Lowery, 66, experienced two strokes, one in March and another in June. After the first, Lowery spent several weeks rehabilitating in Arkansas before recovering with his daughter in Maryland. Lowery’s office described the second stroke as more severe and said it led him and his family to decide to announce his retirement.

“It was the joy of his life traveling across Arkansas and building lasting relationships with constituents throughout the state,” Lowery’s family said in a statement. “Every moment of every day he lived his dream by serving others and fighting for Arkansans.”

The treasurer oversees the state’s investments and serves on several panels including the boards of trustees for the state employees and teacher retirement systems.
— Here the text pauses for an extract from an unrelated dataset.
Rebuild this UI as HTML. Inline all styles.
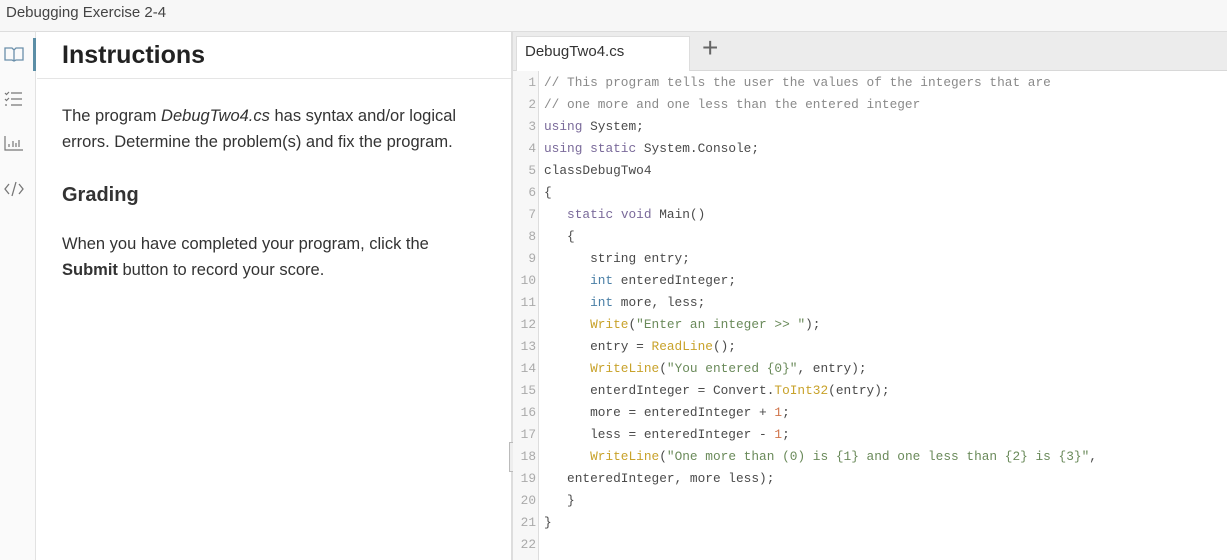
<!DOCTYPE html>
<html><head><meta charset="utf-8"><style>
*{margin:0;padding:0;box-sizing:border-box}
body{width:1227px;height:560px;overflow:hidden;background:#fff;font-family:"Liberation Sans",sans-serif;color:#333;position:relative}
.top{position:absolute;left:0;top:0;width:1227px;height:32px;background:#f7f7f7;border-bottom:1px solid #ddd;font-size:15px;line-height:26px;padding-left:6px;color:#444}
.side{position:absolute;left:0;top:32px;width:36px;height:528px;background:#fafafa;border-right:1px solid #e2e2e2}
.act{position:absolute;left:33px;top:38px;width:3px;height:33px;background:#5b8ea6}
.side svg{position:absolute;left:3px}
.inst{position:absolute;left:37px;top:32px;width:474px;height:528px}
.inst .hd{height:47px;border-bottom:1px solid #e5e5e5;padding-left:25px;font-size:25px;font-weight:bold;line-height:46px;color:#222}
.inst p{position:absolute;left:25px;font-size:16.5px;line-height:26px;color:#333;width:450px;white-space:nowrap}
.inst h2{position:absolute;left:25px;top:152px;font-size:20px;font-weight:bold;color:#333}
.div{position:absolute;left:511px;top:32px;width:2px;height:528px;background:#ddd}
.grip{position:absolute;left:509px;top:442px;width:6px;height:30px;border:1px solid #bbb;background:#eee}
.tabs{position:absolute;left:513px;top:32px;width:714px;height:39px;background:#ececec;border-bottom:1px solid #d8d8d8}
.tab{position:absolute;left:3px;top:4px;width:174px;height:35px;background:#fff;border:1px solid #ddd;border-bottom:none;font-size:15px;line-height:30px;padding-left:8px;color:#333}
.plus{position:absolute;left:189px;top:0px;font-size:28px;color:#666;font-weight:300}
.gut{position:absolute;left:513px;top:71px;width:26px;height:489px;background:#f7f7f7;border-right:1px solid #ddd}
.code{position:absolute;left:513px;top:72px;font-family:"Liberation Mono",monospace;font-size:12.8px;line-height:22px;color:#4a4a4a}
.ln{position:absolute;left:0;width:23px;text-align:right;color:#aaa}
.l{position:absolute;left:31px;white-space:pre}
.c{color:#8a8a8a}.k{color:#7a6a9a}.t{color:#4a7fa6}.f{color:#c8a22a}.s{color:#6a8a5a}.n{color:#d0744a}
</style></head><body>
<div class="top">Debugging Exercise 2-4</div>
<div class="side">
<svg style="top:14px" width="22" height="16" viewBox="0 0 22 16"><path d="M2 2h7l2 2 2-2h7v12h-7l-2 1-2-1H2z M11 4v11" fill="none" stroke="#6a8faa" stroke-width="1.3"/></svg>
<svg style="top:58px" width="22" height="18" viewBox="0 0 22 18"><path d="M2 3l1.5 1.5L6 2M2 9l1.5 1.5L6 8M2 15h2M8 3h11M8 9h11M8 15h11" fill="none" stroke="#777" stroke-width="1.2"/></svg>
<svg style="top:102px" width="22" height="18" viewBox="0 0 22 18"><path d="M2 2v14h18M6 13v-3M10 13v-6M13 13v-4M16 13v-7" fill="none" stroke="#777" stroke-width="1.2"/></svg>
<svg style="top:148px" width="22" height="18" viewBox="0 0 22 18"><path d="M6 4l-4 5 4 5M16 4l4 5-4 5M13 2l-4 14" fill="none" stroke="#777" stroke-width="1.3"/></svg>
</div>
<div class="act"></div>
<div class="inst">
<div class="hd">Instructions</div>
<p style="top:71px">The program <i>DebugTwo4.cs</i> has syntax and/or logical<br>errors. Determine the problem(s) and fix the program.</p>
<h2>Grading</h2>
<p style="top:199px">When you have completed your program, click the<br><b>Submit</b> button to record your score.</p>
</div>
<div class="div"></div><div class="grip"></div>
<div class="tabs"><div class="tab">DebugTwo4.cs</div><div class="plus">+</div></div>
<div class="gut"></div>
<div class="code">
<div class="ln" style="top:0">1</div><div class="l" style="top:0"><span class="c">// This program tells the user the values of the integers that are</span></div>
<div class="ln" style="top:22px">2</div><div class="l" style="top:22px"><span class="c">// one more and one less than the entered integer</span></div>
<div class="ln" style="top:44px">3</div><div class="l" style="top:44px"><span class="k">using</span> System;</div>
<div class="ln" style="top:66px">4</div><div class="l" style="top:66px"><span class="k">using</span> <span class="k">static</span> System.Console;</div>
<div class="ln" style="top:88px">5</div><div class="l" style="top:88px">classDebugTwo4</div>
<div class="ln" style="top:110px">6</div><div class="l" style="top:110px">{</div>
<div class="ln" style="top:132px">7</div><div class="l" style="top:132px">   <span class="k">static</span> <span class="k">void</span> Main()</div>
<div class="ln" style="top:154px">8</div><div class="l" style="top:154px">   {</div>
<div class="ln" style="top:176px">9</div><div class="l" style="top:176px">      string entry;</div>
<div class="ln" style="top:198px">10</div><div class="l" style="top:198px">      <span class="t">int</span> enteredInteger;</div>
<div class="ln" style="top:220px">11</div><div class="l" style="top:220px">      <span class="t">int</span> more, less;</div>
<div class="ln" style="top:242px">12</div><div class="l" style="top:242px">      <span class="f">Write</span>(<span class="s">"Enter an integer &gt;&gt; "</span>);</div>
<div class="ln" style="top:264px">13</div><div class="l" style="top:264px">      entry = <span class="f">ReadLine</span>();</div>
<div class="ln" style="top:286px">14</div><div class="l" style="top:286px">      <span class="f">WriteLine</span>(<span class="s">"You entered {0}"</span>, entry);</div>
<div class="ln" style="top:308px">15</div><div class="l" style="top:308px">      enterdInteger = Convert.<span class="f">ToInt32</span>(entry);</div>
<div class="ln" style="top:330px">16</div><div class="l" style="top:330px">      more = enteredInteger + <span class="n">1</span>;</div>
<div class="ln" style="top:352px">17</div><div class="l" style="top:352px">      less = enteredInteger - <span class="n">1</span>;</div>
<div class="ln" style="top:374px">18</div><div class="l" style="top:374px">      <span class="f">WriteLine</span>(<span class="s">"One more than (0) is {1} and one less than {2} is {3}"</span>,</div>
<div class="ln" style="top:396px">19</div><div class="l" style="top:396px">   enteredInteger, more less);</div>
<div class="ln" style="top:418px">20</div><div class="l" style="top:418px">   }</div>
<div class="ln" style="top:440px">21</div><div class="l" style="top:440px">}</div>
<div class="ln" style="top:462px">22</div>
</div>
</body></html>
Alexa Henning, a spokeswoman for Sanders, said the governor was praying for Lowery and his family.

“She appreciates his decades-long service to the state and to Arkansans,” Henning said.

Before being elected treasurer in November, Lowery had served 10 years in the state House.

Lowery sponsored a 2017 law that reinstated the state’s requirement that voters show photo identification before being allowed to cast a ballot. A previous voter ID law had been struck down by the state Supreme Court, but justices in 2018 upheld Lowery’s revision.

Lowery also sponsored a 2021 law that removed the ability of people without identification to cast a ballot, even if they sign an affidavit affirming their identity.